Don’t confuse using home equity or owner financing with no money down real estate investing. They are nowhere near the same thing.
No money down deals are unbelievably risky because you borrow 100% of the price of the property. Sure, this may sound good, but if the market drops even by as little as 5%, you’re going to wind up owing more than the house is worth. Are you going to be able to find money to pay for it? Many families across North America are going through this right now.
It’s also extremely difficult to find a property that will cashflow with 100% financing.
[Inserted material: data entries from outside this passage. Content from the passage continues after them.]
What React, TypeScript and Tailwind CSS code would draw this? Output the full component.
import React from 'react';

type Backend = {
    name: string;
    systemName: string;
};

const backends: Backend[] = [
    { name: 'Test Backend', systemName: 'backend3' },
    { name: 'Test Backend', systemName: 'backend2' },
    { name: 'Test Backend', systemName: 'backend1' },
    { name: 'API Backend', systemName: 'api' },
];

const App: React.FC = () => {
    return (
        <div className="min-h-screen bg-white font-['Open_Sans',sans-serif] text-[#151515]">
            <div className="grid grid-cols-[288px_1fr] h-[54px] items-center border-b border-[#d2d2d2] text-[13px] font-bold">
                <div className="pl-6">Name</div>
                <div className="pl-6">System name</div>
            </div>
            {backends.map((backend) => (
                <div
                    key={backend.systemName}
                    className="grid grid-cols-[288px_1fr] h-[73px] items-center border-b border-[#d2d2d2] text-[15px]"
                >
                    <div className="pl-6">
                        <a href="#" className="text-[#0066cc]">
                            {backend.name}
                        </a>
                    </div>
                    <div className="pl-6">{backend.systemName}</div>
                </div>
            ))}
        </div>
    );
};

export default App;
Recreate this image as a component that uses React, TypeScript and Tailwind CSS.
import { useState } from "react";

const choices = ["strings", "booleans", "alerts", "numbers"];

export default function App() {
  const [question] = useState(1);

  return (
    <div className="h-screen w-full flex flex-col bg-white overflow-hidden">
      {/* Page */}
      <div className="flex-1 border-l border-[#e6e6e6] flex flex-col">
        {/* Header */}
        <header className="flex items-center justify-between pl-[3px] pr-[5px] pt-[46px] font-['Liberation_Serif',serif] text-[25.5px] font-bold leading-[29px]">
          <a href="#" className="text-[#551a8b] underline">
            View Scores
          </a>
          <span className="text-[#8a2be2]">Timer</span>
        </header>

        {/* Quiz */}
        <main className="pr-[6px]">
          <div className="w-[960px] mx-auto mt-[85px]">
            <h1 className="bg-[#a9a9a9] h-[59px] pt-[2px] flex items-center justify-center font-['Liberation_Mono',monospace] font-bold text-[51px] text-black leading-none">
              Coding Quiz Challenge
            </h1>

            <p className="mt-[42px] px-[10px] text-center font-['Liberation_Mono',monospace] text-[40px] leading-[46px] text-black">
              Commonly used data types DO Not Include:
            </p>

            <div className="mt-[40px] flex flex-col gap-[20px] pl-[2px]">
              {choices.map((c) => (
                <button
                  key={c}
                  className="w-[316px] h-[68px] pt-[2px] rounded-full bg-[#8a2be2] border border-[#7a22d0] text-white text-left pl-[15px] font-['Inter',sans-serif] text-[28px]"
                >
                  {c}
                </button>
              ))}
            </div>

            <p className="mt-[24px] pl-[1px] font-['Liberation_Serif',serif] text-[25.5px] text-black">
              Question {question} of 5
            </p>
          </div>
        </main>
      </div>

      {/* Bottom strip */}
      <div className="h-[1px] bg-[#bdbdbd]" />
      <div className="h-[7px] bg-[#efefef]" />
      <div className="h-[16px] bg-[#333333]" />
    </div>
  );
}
And you would still need money to cover the closing costs on your purchase- typically you can expect to need about 2-3% of your purchase price for a property inspector, a lawyer, property purchase taxes and a few other disbursements depending on where you are buying.
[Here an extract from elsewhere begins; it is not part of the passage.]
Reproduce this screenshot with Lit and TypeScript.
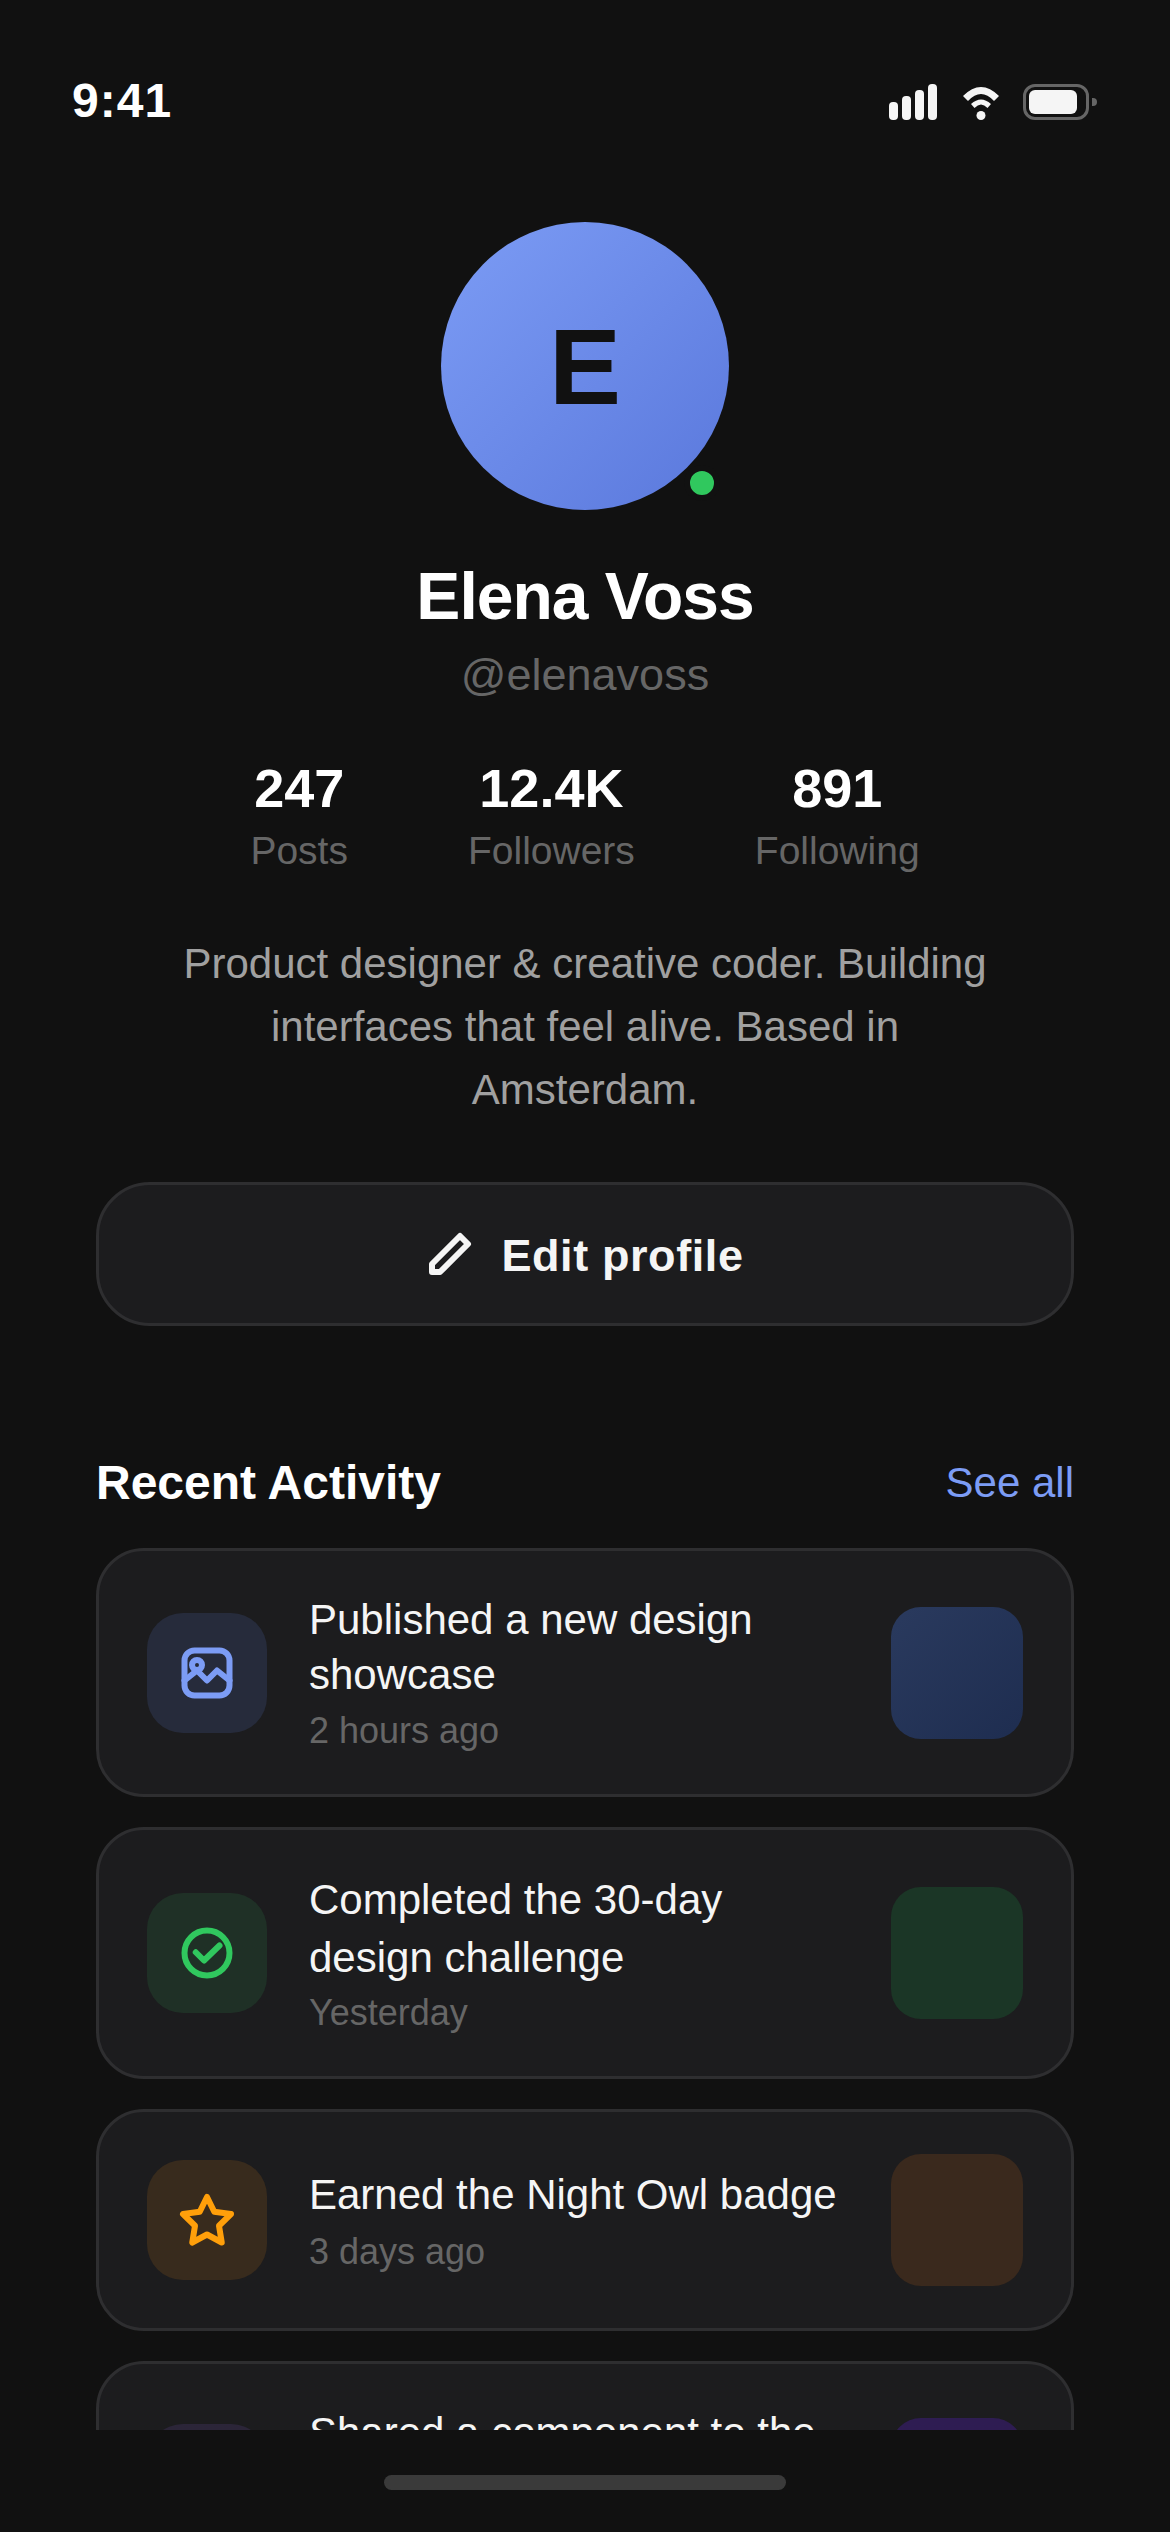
import { LitElement, html, css, svg } from "lit";
import { customElement } from "lit/decorators.js";

interface Activity {
  title: string;
  time: string;
  kind: string;
  icon: unknown;
}

const imageIcon = svg`<rect x="3" y="3" width="18" height="18" rx="4"/><circle cx="8" cy="8.800" r="2"/><polyline points="3 15 8 11 12 15 16 11 21 15"/>`;
const checkIcon = svg`<circle cx="12" cy="12" r="9"/><polyline points="7.500 11.700 10.800 15 17 9"/>`;
const starIcon = svg`<polygon points="12 2.800 14.900 8.700 21.600 9.600 16.800 14.300 17.900 21 12 17.800 6.100 21 7.200 14.300 2.400 9.600 9.100 8.700"/>`;
const shareIcon = svg`<circle cx="12" cy="12" r="9"/>`;

const ACTIVITIES: Activity[] = [
  { title: "Published a new design showcase", time: "2 hours ago", kind: "blue", icon: imageIcon },
  { title: "Completed the 30-day design challenge", time: "Yesterday", kind: "green", icon: checkIcon },
  { title: "Earned the Night Owl badge", time: "3 days ago", kind: "orange", icon: starIcon },
  { title: "Shared a component to the library", time: "5 days ago", kind: "purple", icon: shareIcon },
];

@customElement("app-root")
export class AppRoot extends LitElement {
  static styles = css`
    :host {
      display: block;
      width: 1170px;
      height: 2532px;
      background: #111111;
      color: #f5f5f5;
      font-family: "Liberation Sans", Arial, sans-serif;
    }
    .screen {
      display: flex;
      flex-direction: column;
      height: 2532px;
      overflow: hidden;
    }
    .status {
      flex: none;
      display: flex;
      justify-content: space-between;
      align-items: center;
      height: 36px;
      padding: 84px 72px 0;
    }
    .time {
      font-size: 48px;
      font-weight: 700;
      letter-spacing: 1px;
      line-height: 36px;
      margin-bottom: 2px;
      color: #fff;
    }
    .status-icons {
      display: flex;
      align-items: flex-end;
      padding-right: 9px;
    }
    .signal {
      display: flex;
      align-items: flex-end;
      gap: 4px;
      margin-right: 26px;
    }
    .signal i {
      display: block;
      width: 9px;
      background: #f5f5f5;
      border-radius: 4px;
    }
    .wifi {
      display: block;
      width: 36px;
      height: 33px;
      margin-right: 24px;
    }
    .battery {
      position: relative;
      box-sizing: border-box;
      width: 66px;
      height: 36px;
      border: 3px solid #666;
      border-radius: 12px;
      padding: 3px;
    }
    .battery::before {
      content: "";
      display: block;
      width: 48px;
      height: 24px;
      background: #f5f5f5;
      border-radius: 6px;
    }
    .battery::after {
      content: "";
      position: absolute;
      right: -11px;
      top: 11px;
      width: 5px;
      height: 8px;
      background: #666;
      border-radius: 0 4px 4px 0;
    }
    .main {
      flex: 1;
      min-height: 0;
      overflow: hidden;
      padding: 102px 96px 0;
    }
    .profile {
      display: flex;
      flex-direction: column;
      align-items: center;
    }
    .avatar {
      position: relative;
      width: 288px;
      height: 288px;
      border-radius: 50%;
      background: linear-gradient(135deg, #7c9cf5, #5a78dc);
      display: flex;
      align-items: center;
      justify-content: center;
      font-size: 108px;
      font-weight: 700;
      color: #111;
    }
    .dot {
      position: absolute;
      box-sizing: border-box;
      left: 243px;
      top: 243px;
      width: 36px;
      height: 36px;
      background: #30c85e;
      border: 6px solid #111;
      border-radius: 50%;
    }
    .name {
      margin: 48px 0 0;
      font-size: 66px;
      line-height: 76px;
      font-weight: 700;
      letter-spacing: -1px;
      color: #fff;
    }
    .handle {
      margin-top: 15px;
      font-size: 45px;
      line-height: 52px;
      color: #666;
    }
    .stats {
      display: flex;
      gap: 120px;
      margin-top: 56px;
    }
    .stat {
      display: flex;
      flex-direction: column;
      align-items: center;
    }
    .stat b {
      font-size: 54px;
      line-height: 62px;
      color: #fff;
    }
    .stat span {
      margin-top: 9px;
      font-size: 39px;
      line-height: 45px;
      color: #666;
    }
    .bio {
      margin: 59px 0 0;
      max-width: 840px;
      font-size: 42px;
      line-height: 63px;
      color: #a0a0a0;
      text-align: center;
    }
    .edit {
      box-sizing: border-box;
      display: flex;
      align-items: center;
      justify-content: center;
      gap: 27px;
      width: 100%;
      height: 144px;
      margin-top: 61px;
      background: #1c1c1e;
      border: 3px solid #2e2e30;
      border-radius: 54px;
      font-size: 45px;
      font-weight: 700;
      letter-spacing: 0.6px;
      color: #f5f5f5;
    }
    .edit span {
      margin-top: 4px;
    }
    .edit svg {
      width: 48px;
      height: 48px;
      fill: none;
      stroke: #f5f5f5;
      stroke-width: 3;
      stroke-linejoin: round;
      stroke-linecap: round;
    }
    .section-head {
      display: flex;
      justify-content: space-between;
      align-items: center;
      margin-top: 129px;
    }
    .section-head h2 {
      margin: 0;
      font-size: 48px;
      line-height: 56px;
      color: #fff;
    }
    .section-head span {
      font-size: 42px;
      color: #7c9cf5;
    }
    .list {
      display: flex;
      flex-direction: column;
      gap: 30px;
      margin-top: 37px;
    }
    .card {
      display: flex;
      align-items: center;
      gap: 42px;
      padding: 42px 48px;
      background: #1c1c1e;
      border: 3px solid #2e2e30;
      border-radius: 48px;
    }
    .tile {
      flex: none;
      display: flex;
      align-items: center;
      justify-content: center;
      width: 120px;
      height: 120px;
      border-radius: 36px;
    }
    .tile svg {
      width: 60px;
      height: 60px;
      fill: none;
      stroke: currentColor;
      stroke-width: 2.4;
      stroke-linejoin: round;
      stroke-linecap: round;
    }
    .body {
      flex: 1;
      min-width: 0;
    }
    .title {
      font-size: 42px;
      line-height: 54.6px;
      color: #f5f5f5;
    }
    .green .title {
      margin-top: -1px;
      line-height: 57.6px;
    }
    .when {
      margin-top: 7px;
      font-size: 36px;
      line-height: 43px;
      color: #666;
    }
    .green .when {
      margin-top: 5px;
    }
    .purple .when {
      margin-top: 4px;
    }
    .thumb {
      flex: none;
      width: 132px;
      height: 132px;
      border-radius: 30px;
    }
    .blue .tile { background: #262b3b; color: #7c9cf5; }
    .green .tile { background: #1f3026; color: #30c85e; }
    .orange .tile { background: #382b1d; color: #ff9f0a; }
    .purple .tile { background: #2b2538; color: #b58cf5; }
    .blue .thumb { background: linear-gradient(135deg, #2a3a5e, #1e2d50); }
    .green .thumb { background: #1b3626; }
    .orange .thumb { background: #3a291d; }
    .purple .thumb { background: #2e1c52; }
    .home-area {
      flex: none;
      display: flex;
      justify-content: center;
      height: 102px;
      padding-top: 45px;
      box-sizing: border-box;
    }
    .home {
      width: 402px;
      height: 15px;
      background: #3a3a3a;
      border-radius: 9px;
    }
  `;

  private renderCard(a: Activity) {
    return html`
      <div class="card ${a.kind}">
        <div class="tile"><svg viewBox="0 0 24 24">${a.icon}</svg></div>
        <div class="body">
          <div class="title">${a.title}</div>
          <div class="when">${a.time}</div>
        </div>
        <div class="thumb"></div>
      </div>
    `;
  }

  render() {
    return html`
      <div class="screen">
        <div class="status">
          <div class="time">9:41</div>
          <div class="status-icons">
            <div class="signal">
              <i style="height:18px"></i>
              <i style="height:24px"></i>
              <i style="height:30px"></i>
              <i style="height:36px"></i>
            </div>
            <svg class="wifi" viewBox="0 0 36 33">
              <path fill="#f5f5f5" d="M0 9Q18 -9 36 9L31 14Q18 0 5 14Z"/>
              <path fill="#f5f5f5" d="M8 17Q18 8 28 17L24.500 21Q18 14 11.500 21Z"/>
              <circle cx="18" cy="28.500" r="4.500" fill="#f5f5f5"/>
            </svg>
            <div class="battery"></div>
          </div>
        </div>
        <div class="main">
          <div class="profile">
            <div class="avatar">E<span class="dot"></span></div>
            <div class="name">Elena Voss</div>
            <div class="handle">@elenavoss</div>
            <div class="stats">
              <div class="stat"><b>247</b><span>Posts</span></div>
              <div class="stat"><b>12.4K</b><span>Followers</span></div>
              <div class="stat"><b>891</b><span>Following</span></div>
            </div>
            <p class="bio">Product designer &amp; creative coder. Building interfaces that feel alive. Based in Amsterdam.</p>
            <div class="edit">
              <svg viewBox="0 0 24 24"><path d="M17 3l4 4L7 21H3v-4L17 3z"/></svg>
              <span>Edit profile</span>
            </div>
          </div>
          <div class="section-head"><h2>Recent Activity</h2><span>See all</span></div>
          <div class="list">${ACTIVITIES.map((a) => this.renderCard(a))}</div>
        </div>
        <div class="home-area"><div class="home"></div></div>
      </div>
    `;
  }
}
So I’ve pointed out why no money deals are very risky- because you have no equity in the property and they rarely produce monthly cash flow. But, whatever you do, don’t give up your real estate investing dreams just because you have no money right now. There are ways you can find the money. Follow these tips and you could have a property in no time:
1. Get control over your finances. Pay down your debt and start saving as much as possible. You don’t need a lot of cash, but there probably aren’t many people that will partner with you if you are terrible with your money.
2. Look to your home. If you own a home and have some years left before you were planning on retiring and have a reasonable amount of equity in your home (over 25%), consider using a portion of the equity in your home to get started with investing in another property.
3. If you rent and don’t own a home (or at least not one with equity), it becomes very important to find a piece of property that would allow you to charge enough monthly rent to cover the property’s monthly costs with as little as 10% down. Then it’s just a matter of finding a partner to invest in the property with you. Remember- finding a partner requires you to show that you are serious about investing and are good at managing your own finances.
Trust us, between the two of ‘no money down’ and finding a partner, finding a partner is a much better way to purchase a property. We’ve done deals with no money down, and they’ve always ended in disaster. But on those occasions when we’ve found a good partner, those deals have all been huge successes. When you have a partner, they bring money for the down payment to the table; and what you bring to the table is the research and the promise to do the work involved with overseeing the property. Working with a partner enables you to buy good properties in good neighborhoods instead of wrecks in bad neighborhoods. This also gives you equity right from the beginning and lowers mortgage payments. When the property needs repair and the rental income won’t cover it, costs of the repair are divided with the partner 50-50. Ownership between us and the partner is also 50-50.
When the investment property is sold, the split goes this way; the partner gets back the down payment before anything else. Then the remaining profits are split 50-50. Reduced equity for us is worth the reduced risk.